Le Golan, Léviathan, la Turquie…

Ce qui émerge, c’est une realpolitik complexe faite de négociations entre Poutine et Netanyahu, qui est de la plus haute importance géopolitique pour le Moyen-Orient tout entier et au-delà.

En effet, les éléments qui apparaissent à présent incluent un partenariat possible de Gazprom, et des investissements dans le développement et la commercialisation du gaz naturel du champ de gaz géant « Léviathan », localisé au large des côtes israéliennes. Ceci inclut un certain degré d’arrangement entre la Russie et Israël afin de garantir la sécurité d’Israël, face à des attaques venant du Hezbollah soutenu par Téhéran, ou par des forces situées sur les hauteurs du Golan syrien. Et cela inclut un accord par lequel Israël s’éloignerait des désirs de Washington concernant le gaz et les ventes d’armes à la Turquie de Erdogan, un accord qui affaiblirait Gazprom et tout moyen de pression russe sur la Turquie.

Le Léviathan d’Israël

Premièrement, Léviathan. À la fin 2010, Israël a annoncé la découverte d’un champ de gaz massif, « supergéant », dans ce qu’elle déclare constituer sa Zone Economique Exclusive [ZEE].
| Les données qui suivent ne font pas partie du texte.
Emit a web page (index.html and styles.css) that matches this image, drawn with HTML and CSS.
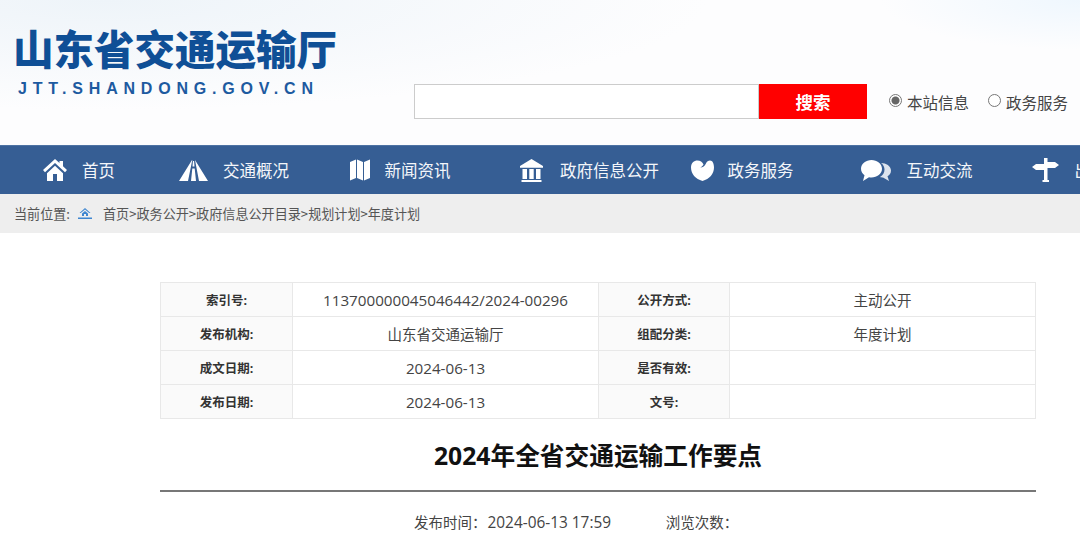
FILE: index.html
```html
<!DOCTYPE html>
<html lang="zh-CN">
<head>
  <meta charset="UTF-8" />
  <title>2024年全省交通运输工作要点</title>
  <link rel="stylesheet" href="styles.css">
</head>
<body>
  <header class="top">
    <div class="logo">
      <div class="logo-name">山东省交通运输厅</div>
      <div class="logo-url">JTT.SHANDONG.GOV.CN</div>
    </div>
    <form class="search">
      <input class="search-input" type="text" />
      <button class="search-btn" type="button">搜索</button>
      <label class="scope"><span class="radio checked"></span>本站信息</label>
      <label class="scope"><span class="radio"></span>政务服务</label>
    </form>
  </header>

  <nav class="nav">
    <a class="nav-item item-home">
      <svg class="icon icon-home" viewBox="0 0 24 22"><path d="M12 0 0 11l2 2.200L12 4l10 9.200 2-2.200-4-3.700V2h-3.500v2.100zM4 14.200V22h6v-7h4v7h6v-7.800L12 6.800z"/></svg>
      <span>首页</span>
    </a>
    <a class="nav-item item-road">
      <svg class="icon icon-road" viewBox="0 0 29 21"><path d="M13 0 0 21h9L13.300 0zM13.900 1h1.200l.4 5.500h-2zM13.300 8.500h2.400L17 21h-5zM16 0l13 21h-9z"/></svg>
      <span>交通概况</span>
    </a>
    <a class="nav-item item-map">
      <svg class="icon icon-map" viewBox="0 0 20 22"><path d="M0 3l6-2.500v18.500L0 21.500zM7 .5l6 2.500v18.500L7 19zM14 3 20 .5V19l-6 2.500z"/></svg>
      <span>新闻资讯</span>
    </a>
    <a class="nav-item item-gov">
      <svg class="icon icon-gov" viewBox="0 0 23 23"><path d="M11.500 0 0 7v1.800h23V7zM2.500 10h4.500v10H2.500zM9.300 10h4.400v10H9.300zM16 10h4.500v10H16zM1.500 21h20v2h-20z"/></svg>
      <span>政府信息公开</span>
    </a>
    <a class="nav-item item-heart">
      <svg class="icon icon-heart" viewBox="0 0 23 21"><path d="M11.500 21C4.500 19 0 14 0 7.500 0 3 3 .5 6.500.5c2.800 0 4.800 1.500 6 4-.8 1.300-1.800 2.300-3.300 3 2.800-.2 4.600-1.500 5.600-3.800C15.800 1.700 17.300.5 19 .5c2.500 0 4 2.800 4 7 0 6.500-4.500 11.500-11.500 13.500z"/></svg>
      <span>政务服务</span>
    </a>
    <a class="nav-item item-talk">
      <svg class="icon icon-talk" viewBox="0 0 30 21"><path class="back" d="M20 3c5 0 10 3 10 7.500 0 2.800-1.500 4.500-3.500 5.800L28 21l-6-3.500c-1.500 0-2-.1-3-.4 3-2 4.500-4.500 4.500-7.600 0-2.500-1.200-5-3.500-6.500z"/><path d="M10.500 0C16 0 21 3.500 21 8.800s-5 8.700-10.500 8.700c-1 0-1.500 0-2.500-.2L2 21l1.500-5.800C1.500 14 0 11.500 0 8.800 0 3.500 5 0 10.500 0z"/></svg>
      <span>互动交流</span>
    </a>
    <a class="nav-item item-sign">
      <svg class="icon icon-sign" viewBox="0 0 27 24"><path d="M12 0h3.500v4H23l4 3-4 3h-7.500v12h1.500v2h-6.500v-2H12V12H4L0 9l4-3h8z"/></svg>
      <span>出行服务</span>
    </a>
  </nav>

  <div class="crumb">
    <span class="crumb-label">当前位置:</span>
    <svg class="crumb-home" viewBox="0 0 14 11"><path d="M7 0 1.500 5h1.300L7 1.600 11.200 5h1.300zM4 5.500V8h2V6h2v2h2V5.500L7 3zM0 9.500h14V11H0z"/></svg>
    <span>首页&gt;政务公开&gt;政府信息公开目录&gt;规划计划&gt;年度计划</span>
  </div>

  <main class="article">
    <table class="meta">
      <tr><th class="col-a">索引号:</th><td class="col-b num">113700000045046442/2024-00296</td><th class="col-c">公开方式:</th><td>主动公开</td></tr>
      <tr><th>发布机构:</th><td>山东省交通运输厅</td><th>组配分类:</th><td>年度计划</td></tr>
      <tr><th>成文日期:</th><td class="num">2024-06-13</td><th>是否有效:</th><td></td></tr>
      <tr><th>发布日期:</th><td class="num">2024-06-13</td><th>文号:</th><td></td></tr>
    </table>
    <h1 class="title">2024年全省交通运输工作要点</h1>
    <div class="info">
      <span class="info-time">发布时间：<span class="num">2024-06-13 17:59</span></span>
      <span>浏览次数：</span>
    </div>
  </main>
</body>
</html>
```

FILE: styles.css
```css
body {
  margin: 0;
  width: 1080px;
  height: 545px;
  overflow: hidden;
  background-color: #fff;
  font-family: "Open Sans", "Noto Sans CJK SC", sans-serif;
  color: #333;
}

.top {
  height: 145px;
  box-sizing: border-box;
  padding: 24px 12px 0 13px;
  display: flex;
  justify-content: space-between;
  background:
    radial-gradient(ellipse 200px 50px at 100% 0, #eff7fe 0%, rgba(239, 247, 254, 0) 100%),
    radial-gradient(ellipse 600px 110px at 10% 0, #eef4f9 0%, rgba(238, 244, 249, 0) 100%),
    #fdfdfe;
}

.logo-name {
  font-family: "Noto Sans CJK SC", sans-serif;
  font-size: 40.500px;
  line-height: 48px;
  font-weight: 900;
  color: #0f4f96;
  white-space: nowrap;
}

.logo-url {
  margin: 7px 0 0 5px;
  font-family: "Liberation Sans", sans-serif;
  font-size: 16px;
  line-height: 20px;
  font-weight: 700;
  letter-spacing: 5.800px;
  color: #1d5aa0;
}

.search {
  display: flex;
  align-items: center;
  height: 35px;
  margin-top: 60px;
}

.search-input {
  width: 345px;
  height: 35px;
  box-sizing: border-box;
  border: 1px solid #ccc;
  background: #fff;
}

.search-btn {
  width: 108px;
  height: 35px;
  border: none;
  background-color: #f00;
  color: #fff;
  font-family: "Noto Sans CJK SC", sans-serif;
  font-size: 17.500px;
  font-weight: 700;
}

.scope {
  display: flex;
  align-items: center;
  margin-left: 22px;
  font-family: "Noto Sans CJK SC", sans-serif;
  font-size: 15.500px;
  color: #444;
}

.scope + .scope {
  margin-left: 19px;
}

.radio {
  width: 11px;
  height: 11px;
  margin: -3px 5px 0 0;
  border: 1px solid #777;
  border-radius: 50%;
  background: #fff;
  box-sizing: content-box;
}

.radio.checked {
  background: radial-gradient(circle, #666 0 3.500px, #fff 4.500px);
}

.nav {
  display: flex;
  height: 49px;
  padding-left: 43px;
  background-color: #365e94;
  border-top: 1px solid #4d72a3;
  box-sizing: border-box;
  overflow: hidden;
}

.nav-item {
  flex: none;
  display: flex;
  align-items: center;
  width: 170.500px;
  font-family: "Noto Sans CJK SC", sans-serif;
  font-size: 16.500px;
  color: #f4f6fa;
  white-space: nowrap;
}

.item-home {
  width: 136px;
}

.icon {
  flex: none;
  fill: #fff;
}

.icon-home { width: 24px; height: 22px; margin-right: 15px; }
.icon-road { width: 29px; height: 21px; margin-right: 15px; }
.icon-map { width: 20px; height: 22px; margin-right: 15px; }
.icon-gov { width: 23px; height: 23px; margin-right: 17px; }
.icon-heart { width: 23px; height: 21px; margin-right: 14px; }
.icon-talk { width: 30px; height: 21px; margin-right: 15.500px; }
.icon-sign { width: 27px; height: 24px; margin-right: 16px; }
.icon-talk .back { fill: #dde4ee; }

.crumb {
  display: flex;
  align-items: center;
  height: 39px;
  padding-left: 14px;
  background-color: #eee;
  font-family: "Noto Sans CJK SC", sans-serif;
  font-size: 13.100px;
  color: #555;
}

.crumb-home {
  width: 14px;
  height: 11px;
  margin: 0 11px 0 8px;
  fill: #3f86d0;
}

.article {
  padding: 49px 44px 0 160px;
}

.meta {
  width: 876px;
  table-layout: fixed;
  border-collapse: collapse;
  font-size: 14.500px;
  color: #444;
}

.meta th,
.meta td {
  height: 33px;
  padding: 0;
  border: 1px solid #e8e8e8;
  text-align: center;
  font-weight: 400;
}

.meta th {
  background-color: #fafafa;
  font-size: 12.500px;
  font-weight: 700;
  color: #333;
}

.meta .col-a { width: 131px; }
.meta .col-b { width: 305px; }
.meta .col-c { width: 130px; }

.num {
  font-size: 15.200px;
}

.title {
  margin: 20px 0 0;
  font-size: 24.700px;
  line-height: 34px;
  font-weight: 700;
  color: #111;
  text-align: center;
}

.info {
  margin-top: 17px;
  padding: 21px 0 0 254px;
  border-top: 2px solid #777;
  font-size: 14.500px;
  line-height: 20px;
  color: #444;
}

.info .num {
  margin-left: 1px;
  font-size: 15.400px;
}

.info-time {
  margin-right: 51px;
}
```
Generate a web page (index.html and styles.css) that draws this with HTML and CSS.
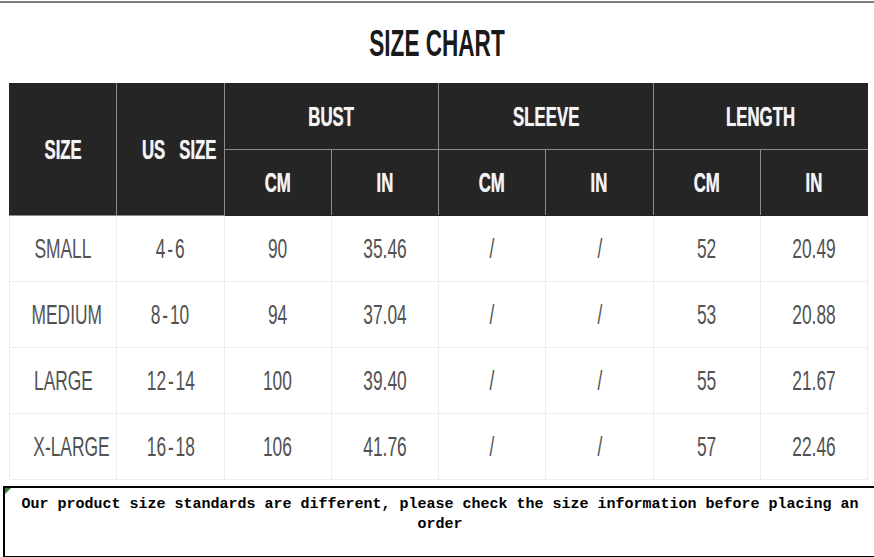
FILE: index.html
```html
<!DOCTYPE html>
<html>
<head>
<meta charset="utf-8">
<link rel="stylesheet" href="styles.css">
</head>
<body>
<div class="topline"></div>
<div class="title"><span class="cond">SIZE CHART</span></div>
<table class="chart">
  <colgroup>
    <col class="c"><col class="c"><col class="c"><col class="c"><col class="c"><col class="c"><col class="c"><col class="c">
  </colgroup>
  <thead>
    <tr>
      <th rowspan="2"><span class="cond">SIZE</span></th>
      <th rowspan="2"><span class="cond">US&nbsp;&nbsp;&nbsp;SIZE</span></th>
      <th colspan="2"><span class="cond">BUST</span></th>
      <th colspan="2"><span class="cond">SLEEVE</span></th>
      <th colspan="2"><span class="cond">LENGTH</span></th>
    </tr>
    <tr>
      <th><span class="cond">CM</span></th>
      <th><span class="cond">IN</span></th>
      <th><span class="cond">CM</span></th>
      <th><span class="cond">IN</span></th>
      <th><span class="cond">CM</span></th>
      <th><span class="cond">IN</span></th>
    </tr>
  </thead>
  <tbody>
    <tr><td><span class="cond">SMALL</span></td><td><span class="cond">4<span class="dash">-</span>6</span></td><td><span class="cond">90</span></td><td><span class="cond">35.46</span></td><td><span class="cond">/</span></td><td><span class="cond">/</span></td><td><span class="cond">52</span></td><td><span class="cond">20.49</span></td></tr>
    <tr><td><span class="cond">MEDIUM</span></td><td><span class="cond">8<span class="dash">-</span>10</span></td><td><span class="cond">94</span></td><td><span class="cond">37.04</span></td><td><span class="cond">/</span></td><td><span class="cond">/</span></td><td><span class="cond">53</span></td><td><span class="cond">20.88</span></td></tr>
    <tr><td><span class="cond">LARGE</span></td><td><span class="cond">12<span class="dash">-</span>14</span></td><td><span class="cond">100</span></td><td><span class="cond">39.40</span></td><td><span class="cond">/</span></td><td><span class="cond">/</span></td><td><span class="cond">55</span></td><td><span class="cond">21.67</span></td></tr>
    <tr><td><span class="cond">X-LARGE</span></td><td><span class="cond">16<span class="dash">-</span>18</span></td><td><span class="cond">106</span></td><td><span class="cond">41.76</span></td><td><span class="cond">/</span></td><td><span class="cond">/</span></td><td><span class="cond">57</span></td><td><span class="cond">22.46</span></td></tr>
  </tbody>
</table>
<div class="note">
  <span class="flag"></span>
  <p>Our product size standards are different, please check the size information before placing an order</p>
</div>
</body>
</html>
```
FILE: styles.css
```css
html, body {
  margin: 0;
  padding: 0;
  background: #ffffff;
  overflow: hidden;
}
body {
  width: 874px;
  height: 557px;
  font-family: "Liberation Sans Narrow", "Liberation Sans", sans-serif;
}
.topline {
  height: 2px;
  margin-top: 1px;
  background: #7d7d7d;
}
.title {
  height: 80px;
  display: flex;
  align-items: center;
  justify-content: center;
  font-size: 37px;
  font-weight: bold;
  color: #1a1a1a;
}
.title .cond {
  transform: scaleX(0.61);
  padding-top: 2px;
}
.chart {
  margin-left: 9px;
  border-collapse: collapse;
  table-layout: fixed;
  width: 858px;
}
.chart col.c {
  width: 107.25px;
}
.chart th, .chart td {
  padding: 0;
  text-align: center;
  vertical-align: middle;
  overflow: hidden;
}
.chart th {
  background: #252525;
  color: #f4f4f4;
  font-weight: bold;
  font-size: 28px;
  height: 65px;
  border: 1px solid #8c8c8c;
  text-shadow: 0 0 1px #bbbbbb;
}
.chart th .cond {
  transform: scaleX(0.6);
}
.chart thead tr:first-child th {
  border-top-color: #252525;
}
.chart thead th:first-child {
  border-left-color: #252525;
}
.chart thead tr:first-child th:last-child,
.chart thead tr:nth-child(2) th:last-child {
  border-right-color: #252525;
}
.chart thead tr:nth-child(2) th {
  border-bottom-color: #252525;
}
.chart td {
  height: 65px;
  color: #525252;
  font-size: 28px;
  border: 1px solid #ededed;
}
.cond {
  display: inline-block;
  transform: scaleX(0.62);
  white-space: nowrap;
}
.dash {
  margin: 0 3px;
}
.note {
  position: relative;
  margin-top: 6px;
  margin-left: 3px;
  width: 880px;
  height: 68px;
  border-top: 2px solid #000;
  border-bottom: 2px solid #000;
  border-left: 2px solid #000;
}
.note p {
  margin: 0;
  width: 870px;
  padding-top: 7px;
  text-align: center;
  font-family: "Liberation Mono", "DejaVu Sans Mono", monospace;
  font-weight: bold;
  font-size: 15px;
  line-height: 20px;
  color: #000;
}
.flag {
  position: absolute;
  left: 0;
  top: 0;
  width: 0;
  height: 0;
  border-top: 6px solid #2e7d32;
  border-right: 6px solid transparent;
}
```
Il est localisé dans ce que les géologues appellent le bassin du Levant (ou le bassin Levantin). Le champ en lui-même est situé à quelques 135 km à l’ouest du port d’Haïfa, et à près de 5 kms de profondeur. Il a été nommé d’après le monstre marin biblique. Trois compagnies israéliennes de l’énergie, menées par Delek Energy, en coopération avec la firme basée à Houston, Texas, Noble Energy, ont annoncé une estimation initiale selon laquelle ce champ de gaz pourrait contenir plus de 450 000 milliards[6] de mètres cubes de gaz, en faisant ainsi le plus grand gisement de gaz en eaux profondes du monde découvert depuis des décennies[7]. Pour la première fois depuis la création de l’État d’Israël en 1948, le pays pourrait ainsi devenir autosuffisant en énergie, et même se trouver en position de devenir un exportateur majeur de gaz naturel.